Exactly as written, write out the lines below from the first to the one containing "const heartRows = [13, 52, 79, 107, 135, 164, 192];", inclusive. Pictures do not belong in the copy.

— START OF Source material —

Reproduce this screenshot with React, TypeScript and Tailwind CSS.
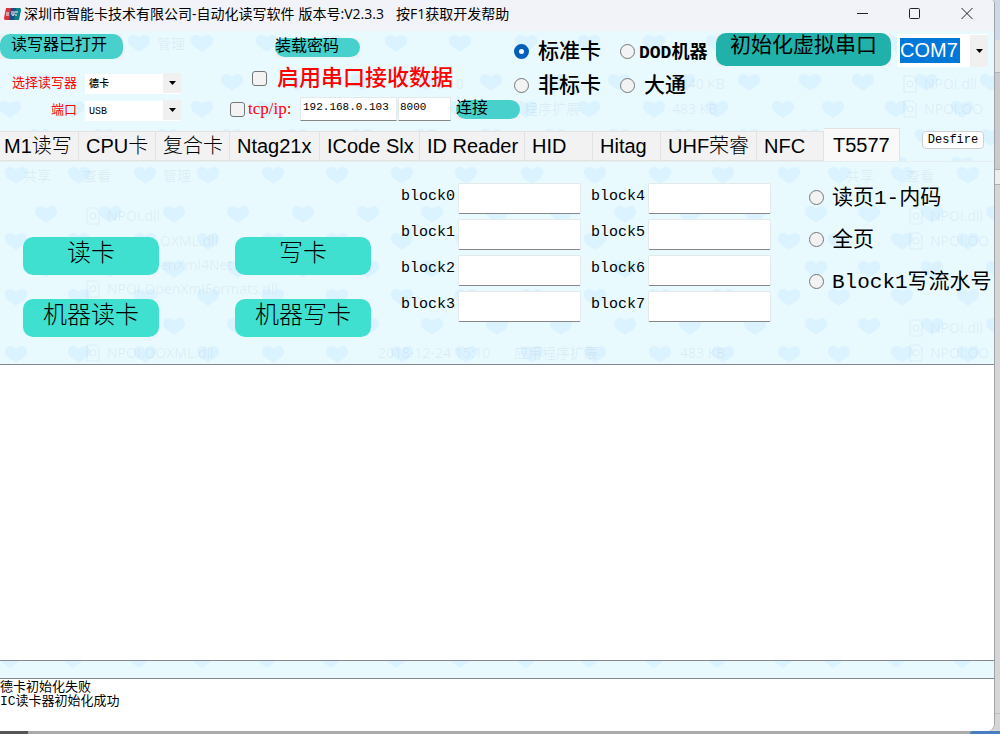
import React, { ReactNode, useState } from 'react';
import clsx from 'clsx';

const tabs = [
  { name: 'M1读写', className: 'w-[79px] pl-1' },
  { name: 'CPU卡', className: 'w-[77px] pl-[7px]' },
  { name: '复合卡', className: 'w-[74px] pl-[7px]' },
  { name: 'Ntag21x', className: 'w-[90px] pl-[7px]' },
  { name: 'ICode Slx', className: 'w-[100px] pl-[7px]' },
  { name: 'ID Reader', className: 'w-[105px] pl-[7px]' },
  { name: 'HID', className: 'w-[68px] pl-[7px]' },
  { name: 'Hitag', className: 'w-[68px] pl-[7px]' },
  { name: 'UHF荣睿', className: 'w-[96px] pl-[7px]' },
  { name: 'NFC', className: 'w-[67px] pl-[7px]' },
  { name: 'T5577', className: 'w-[76px] pl-[9px]' },
];

const evenHearts = [16, 79, 145, 208, 273, 337, 402, 466, 532, 595, 660, 723, 789, 839, 902, 968];
const oddHearts = [46, 110, 174, 238, 303, 368, 432, 497, 561, 625, 690, 755, 816, 869, 932, 997];
const heartRows = [13, 52, 79, 107, 135, 164, 192];

// Faded file list that shows through the wallpaper
const panelGhosts = [
  { x: 23, y: 19, text: '共享' },
  { x: 83, y: 19, text: '查看' },
  { x: 163, y: 19, text: '管理' },
  { x: 846, y: 19, text: '共享' },
  { x: 906, y: 19, text: '查看' },
  { x: 107, y: 59, text: 'NPOI.dll' },
  { x: 160, y: 84, text: 'OXML.dll' },
  { x: 160, y: 108, text: 'enXml4Net' },
  { x: 107, y: 132, text: 'NPOI.OpenXmlFormats.dll' },
  { x: 107, y: 196, text: 'NPOI.OOXML.dll' },
  { x: 378, y: 196, text: '2018-12-24 15:10' },
  { x: 514, y: 196, text: '应用程序扩展' },
  { x: 680, y: 196, text: '483 KB' },
  { x: 930, y: 59, text: 'NPOI.dll' },
  { x: 930, y: 84, text: 'NPOI.OO' },
  { x: 930, y: 171, text: 'NPOI.dll' },
  { x: 930, y: 196, text: 'NPOI.OO' },
];

const headerGhosts = [
  { x: 163, y: 19, text: '管理' },
  { x: 434, y: 59, text: '15:10' },
  { x: 674, y: 59, text: '1,640 KB' },
  { x: 530, y: 84, text: '程序扩展' },
  { x: 678, y: 84, text: '483 KB' },
  { x: 930, y: 59, text: 'NPOI.dll' },
  { x: 930, y: 84, text: 'NPOI.OO' },
];

interface WallpaperProps {
  transform?: string;
  ghosts?: { x: number; y: number; text: string }[];
}

const Wallpaper = ({ transform, ghosts = [] }: WallpaperProps) => (
  <svg className="absolute inset-0 w-full h-full -z-10" aria-hidden="true">
    <g transform={transform}>
      {heartRows.map((y, row) =>
        (row % 2 === 0 ? evenHearts : oddHearts).map((x) => (
          <path
            key={`${x}-${y}`}
            transform={`translate(${x} ${y})`}
            d="M0 9 C-3 6 -12 3 -11 -3 C-11 -8 -4 -10 0 -5 C4 -10 11 -8 11 -3 C12 3 3 6 0 9 Z"
            fill="#dbf3ff"
          />
        ))
      )}
      <g fill="#7d98a0" fillOpacity="0.12" fontSize="14" fontFamily="'Open Sans', 'Noto Sans CJK SC', sans-serif">
        {ghosts.map((ghost) => (
          <text key={`${ghost.x}-${ghost.y}`} x={ghost.x} y={ghost.y}>{ghost.text}</text>
        ))}
        {ghosts
          .filter((ghost) => ghost.text.startsWith('NPOI'))
          .map((ghost) => (
            <g key={`${ghost.x}-${ghost.y}`} fill="none" stroke="#7d98a0" strokeOpacity="0.12">
              <path d={`M${ghost.x - 20} ${ghost.y - 13}h9l3 3v13h-12z`} />
              <circle cx={ghost.x - 14} cy={ghost.y - 5} r="3" />
            </g>
          ))}
      </g>
    </g>
  </svg>
);

// Rounded button sitting on its grey control background
const PillButton = ({ children, className }: { children: ReactNode; className: string }) => (
  <span className="inline-flex bg-[#eef1f2]">
    <button type="button" className={clsx('flex text-black whitespace-nowrap', className)}>
      {children}
    </button>
  </span>
);

const DropArrow = () => (
  <svg width="7" height="4" viewBox="0 0 7 4" aria-hidden="true">
    <path d="M0 0h7L3.500 4z" fill="#000" />
  </svg>
);

const SmallSelect = ({ id, value }: { id: string; value: string }) => (
  <div className="relative w-24 h-5">
    <select
      id={id}
      defaultValue={value}
      className="appearance-none w-full h-full bg-white pl-1 text-[10px] font-medium text-black focus:outline-none"
    >
      <option>{value}</option>
    </select>
    <span className="absolute right-0 top-0 w-[18px] h-full bg-[#f0f0f0] flex items-center justify-center pointer-events-none">
      <DropArrow />
    </span>
  </div>
);

interface RadioProps {
  name: string;
  label: string;
  className?: string;
  textClassName?: string;
  defaultChecked?: boolean;
}

const Radio = ({ name, label, className, textClassName = 'text-[21px]', defaultChecked }: RadioProps) => (
  <label className={clsx('flex items-center whitespace-nowrap h-6', className)}>
    <input
      type="radio"
      name={name}
      defaultChecked={defaultChecked}
      className="appearance-none shrink-0 w-[15px] h-[15px] rounded-full border border-[#767676] bg-[#f3f3f3] checked:border-[5px] checked:border-[#005fb8] checked:bg-white"
    />
    <span className={clsx('pt-[3px] leading-6', textClassName)}>{label}</span>
  </label>
);

const Checkbox = ({ id }: { id: string }) => (
  <input
    type="checkbox"
    id={id}
    className="appearance-none shrink-0 w-[15px] h-[15px] rounded-[3px] border border-[#767676] bg-[#f3f3f3] checked:bg-[#005fb8]"
  />
);

const BlockFields = ({ from }: { from: number }) => (
  <div className="flex flex-col gap-[5px]">
    {[0, 1, 2, 3].map((i) => {
      const name = `block${from + i}`;
      return (
        <div key={name} className="flex">
          <label htmlFor={name} className="w-[57px] pt-1 text-[15px] leading-5">{name}</label>
          <input
            id={name}
            type="text"
            className="w-[123px] h-[31px] px-1 bg-white border border-[#e3eaec] border-b-[#868686] rounded-[2px] text-[15px] focus:outline-none"
          />
        </div>
      );
    })}
  </div>
);

const TitleBar = () => (
  <div className="h-[31px] shrink-0 flex items-center bg-[#f1f3f9] pl-1 pr-5 pb-1 text-black">
    <svg width="17" height="12" viewBox="0 0 17 12" aria-hidden="true">
      <path d="M2 0h6L6 12H1Q0 12 0 10z" fill="#d8343f" />
      <path d="M7 0h6l-2 12H5z" fill="#1d4f80" />
      <path d="M12 0h4q1 0 1 2l-2 10h-5z" fill="#0c7f8a" />
      <path d="M2 5h3M2 7h3M8 3v4q0 1 2 0V3M11 4h3M11 7h2" stroke="#fff" fill="none" />
    </svg>
    <h1 className="flex pl-[3px] font-['Open_Sans','Noto_Sans_CJK_SC',sans-serif] text-[14px] leading-5 whitespace-nowrap">
      <span>深圳市智能卡技术有限公司-自动化读写软件</span>
      <span className="pl-1">版本号:V2.3.3</span>
      <span className="pl-3">按F1获取开发帮助</span>
    </h1>
    <div className="ml-auto flex gap-9">
      <button type="button" aria-label="Minimize" className="w-4 h-4">
        <svg width="16" height="16" viewBox="0 0 16 16" stroke="#222"><path d="M3 7.500h11" /></svg>
      </button>
      <button type="button" aria-label="Maximize" className="w-4 h-4">
        <svg width="16" height="16" viewBox="0 0 16 16" stroke="#222" fill="none"><rect x="3.500" y="2.500" width="10" height="10" rx="1" /></svg>
      </button>
      <button type="button" aria-label="Close" className="w-4 h-4">
        <svg width="16" height="16" viewBox="0 0 16 16" stroke="#222"><path d="M3.500 2l11 11M14.500 2l-11 11" /></svg>
      </button>
    </div>
  </div>
);

const ConnectionBar = () => (
  <div className="flex h-[97px]">
    <div className="w-[230px] shrink-0 pt-[3px]">
      <PillButton className="w-[123px] h-[25px] rounded-[10px] bg-[#48d1cc] pl-[11px] text-[16px] leading-6">
        读写器已打开
      </PillButton>
      <div className="grid grid-cols-[77px_96px] gap-x-2 gap-y-[7px] pt-[14px] text-[13px] leading-[22px] text-[#ff0000] text-right">
        <label htmlFor="reader" className="whitespace-nowrap h-5">选择读写器</label>
        <SmallSelect id="reader" value="德卡" />
        <label htmlFor="port" className="h-5">端口</label>
        <SmallSelect id="port" value="USB" />
      </div>
    </div>

    <div className="w-[284px] shrink-0 pt-[7px]">
      <div className="pl-[45px] h-5 flex">
        <PillButton className="w-[85px] h-[19px] rounded-[10px] bg-[#48d1cc] text-[16px] leading-[18px]">装载密码</PillButton>
      </div>
      <div className="flex items-center pl-[22px] pt-1 h-9">
        <Checkbox id="serial" />
        <label htmlFor="serial" className="pl-[10px] pt-[3px] text-[22px] font-medium leading-7 text-[#ff0000]">启用串口接收数据</label>
      </div>
      <div className="flex items-center pt-[3px]">
        <Checkbox id="tcp" />
        <label htmlFor="tcp" className="w-[55px] shrink-0 pl-[3px] font-['Liberation_Serif',serif] text-[17px] leading-5 text-[#ff0000]">tcp/ip:</label>
        <input
          type="text"
          aria-label="IP"
          defaultValue="192.168.0.103"
          className="w-[97px] h-6 shrink-0 pl-[2px] pb-1 bg-white border border-[#e3eaec] border-b-[#868686] text-[11px]"
        />
        <input
          type="text"
          aria-label="Port"
          defaultValue="8000"
          className="w-[53px] h-6 shrink-0 ml-[1px] pl-[1px] pb-1 bg-white border border-[#e3eaec] border-b-[#868686] text-[11px]"
        />
        <div className="pl-[5px] flex shrink-0">
          <PillButton className="w-16 h-[19px] rounded-[10px] bg-[#48d1cc] text-[16px] leading-[18px]">连接</PillButton>
        </div>
      </div>
    </div>

    <div className="grid grid-cols-[106px_96px] content-start gap-y-[10px] pt-2 shrink-0">
      <Radio name="card" label="标准卡" className="gap-[9px]" textClassName="text-[21px] font-medium" defaultChecked />
      <Radio name="card" label="DOD机器" className="gap-1" textClassName="text-[18px] font-bold" />
      <Radio name="card" label="非标卡" className="gap-[9px]" textClassName="text-[21px] font-medium" />
      <Radio name="card" label="大通" className="gap-[9px]" textClassName="text-[21px] font-medium" />
    </div>

    <div className="pt-[2px] shrink-0">
      <PillButton className="w-[175px] h-[33px] rounded-[10px] bg-[#20b2aa] pl-[14px] text-[21px] leading-7">
        初始化虚拟串口
      </PillButton>
    </div>

    <div className="ml-auto mr-[6px] mt-[3px] flex items-center w-[91px] h-[33px] shrink-0 bg-white pl-[3px]">
      <input
        type="text"
        aria-label="COM"
        defaultValue="COM7"
        className="w-[60px] h-[25px] bg-[#0078d7] text-white font-['Liberation_Sans',sans-serif] text-[20px] leading-6"
      />
      <button type="button" aria-label="COM list" className="ml-auto w-[18px] h-8 bg-[#f0f0f0] flex items-center justify-center">
        <DropArrow />
      </button>
    </div>
  </div>
);

const App = () => {
  const [activeTab, setActiveTab] = useState('T5577');

  return (
    <div className="min-h-screen flex flex-col bg-[#d6d6d6] font-['Liberation_Mono','Noto_Sans_CJK_SC',monospace] text-black">
      <div className="flex-1 flex">
        <main className="flex-1 min-w-0 flex flex-col bg-[#e9faff] border-r border-[#a0a4a6] rounded-br-lg rounded-tr-sm overflow-hidden">
          <TitleBar />

          <header className="relative isolate overflow-hidden">
            <Wallpaper transform="translate(-6 -1)" ghosts={headerGhosts} />
            <ConnectionBar />
            <div className="flex items-end">
              <div role="tablist" className="flex items-end font-['Liberation_Sans','Noto_Sans_CJK_SC',sans-serif] text-[20px]">
                {tabs.map((tab) => (
                  <button
                    key={tab.name}
                    type="button"
                    role="tab"
                    aria-selected={activeTab === tab.name}
                    onClick={() => setActiveTab(tab.name)}
                    className={clsx(
                      'shrink-0 text-left whitespace-nowrap border-[#e2e2e2] font-light',
                      tab.className,
                      activeTab === tab.name
                        ? 'h-[33px] bg-[#f9f9f9] border-t border-r leading-[29px]'
                        : 'h-[30px] bg-[#f2f2f2] border-y border-r leading-[29px]'
                    )}
                  >
                    {tab.name}
                  </button>
                ))}
              </div>
              <button
                type="button"
                className="ml-auto mr-[10px] mb-3 w-[62px] h-[18px] shrink-0 bg-white border border-[#d0d0d0] rounded-[4px] text-[12px] leading-4"
              >
                Desfire
              </button>
            </div>
          </header>

          <section className="relative isolate overflow-hidden flex h-[203px] shrink-0 pl-[23px] pt-[21px] border-t border-[#e6eef0]">
            <Wallpaper ghosts={panelGhosts} />
            <div className="grid grid-cols-[136px_136px] gap-x-[76px] gap-y-6 content-start pt-[54px] text-[24px]">
              {['读卡', '写卡', '机器读卡', '机器写卡'].map((name) => (
                <button key={name} type="button" className="h-[38px] rounded-[10px] bg-[#40e0d0] pb-[2px] leading-8 font-light">
                  {name}
                </button>
              ))}
            </div>
            <div className="flex gap-[10px] pl-[30px]">
              <BlockFields from={0} />
              <BlockFields from={4} />
            </div>
            <div className="flex flex-col gap-[18px] pl-[38px] pt-[2px]">
              <Radio name="page" label="读页1-内码" className="gap-2" />
              <Radio name="page" label="全页" className="gap-2" />
              <Radio name="page" label="Block1写流水号" className="gap-2" />
            </div>
          </section>

          <textarea
            aria-label="数据"
            className="flex-1 w-full resize-none bg-white border-y border-[#828790] p-1 text-[13px] focus:outline-none"
          />

          <div className="relative isolate overflow-hidden h-[17px] shrink-0">
            <Wallpaper transform="translate(-6 -194)" />
          </div>

          <textarea
            aria-label="日志"
            readOnly
            defaultValue={'德卡初始化失败\nIC读卡器初始化成功'}
            className="h-[53px] shrink-0 w-full resize-none overflow-hidden bg-white border-t border-[#828790] pt-[2px] text-[13px] leading-[14px] focus:outline-none"
          />
        </main>

        {/* edge of the window underneath */}
        <div className="w-[5px] shrink-0 flex flex-col overflow-hidden">
          <div className="h-10 bg-[#cfd8e8]" />
          <div className="h-[33px] bg-[#e0e0e0] border-b border-[#b5b5b5]" />
          <div className="h-[97px] bg-[#cccccc] border-b border-[#b0b0b0]" />
          <div className="h-[15px] bg-[#eeeeee] border-b border-[#b0b0b0]" />
          <div className="flex-1 bg-[#d6d6d6]" />
          <div className="h-[18px] border-t border-[#bcbcbc]" />
        </div>
      </div>
      <div className="h-[3px] flex bg-[#ababab]">
        <div className="w-7 bg-[#555555]" />
        <div className="ml-auto w-[30px] rounded-tl-sm bg-[#4a7dbd]" />
      </div>
    </div>
  );
};

export default App;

— END OF Source material —

■ **Solution to the problem**:
Reproduce this screenshot with React, TypeScript and Tailwind CSS.
import React, { ReactNode, useState } from 'react';
import clsx from 'clsx';

const tabs = [
  { name: 'M1读写', className: 'w-[79px] pl-1' },
  { name: 'CPU卡', className: 'w-[77px] pl-[7px]' },
  { name: '复合卡', className: 'w-[74px] pl-[7px]' },
  { name: 'Ntag21x', className: 'w-[90px] pl-[7px]' },
  { name: 'ICode Slx', className: 'w-[100px] pl-[7px]' },
  { name: 'ID Reader', className: 'w-[105px] pl-[7px]' },
  { name: 'HID', className: 'w-[68px] pl-[7px]' },
  { name: 'Hitag', className: 'w-[68px] pl-[7px]' },
  { name: 'UHF荣睿', className: 'w-[96px] pl-[7px]' },
  { name: 'NFC', className: 'w-[67px] pl-[7px]' },
  { name: 'T5577', className: 'w-[76px] pl-[9px]' },
];

const evenHearts = [16, 79, 145, 208, 273, 337, 402, 466, 532, 595, 660, 723, 789, 839, 902, 968];
const oddHearts = [46, 110, 174, 238, 303, 368, 432, 497, 561, 625, 690, 755, 816, 869, 932, 997];
const heartRows = [13, 52, 79, 107, 135, 164, 192];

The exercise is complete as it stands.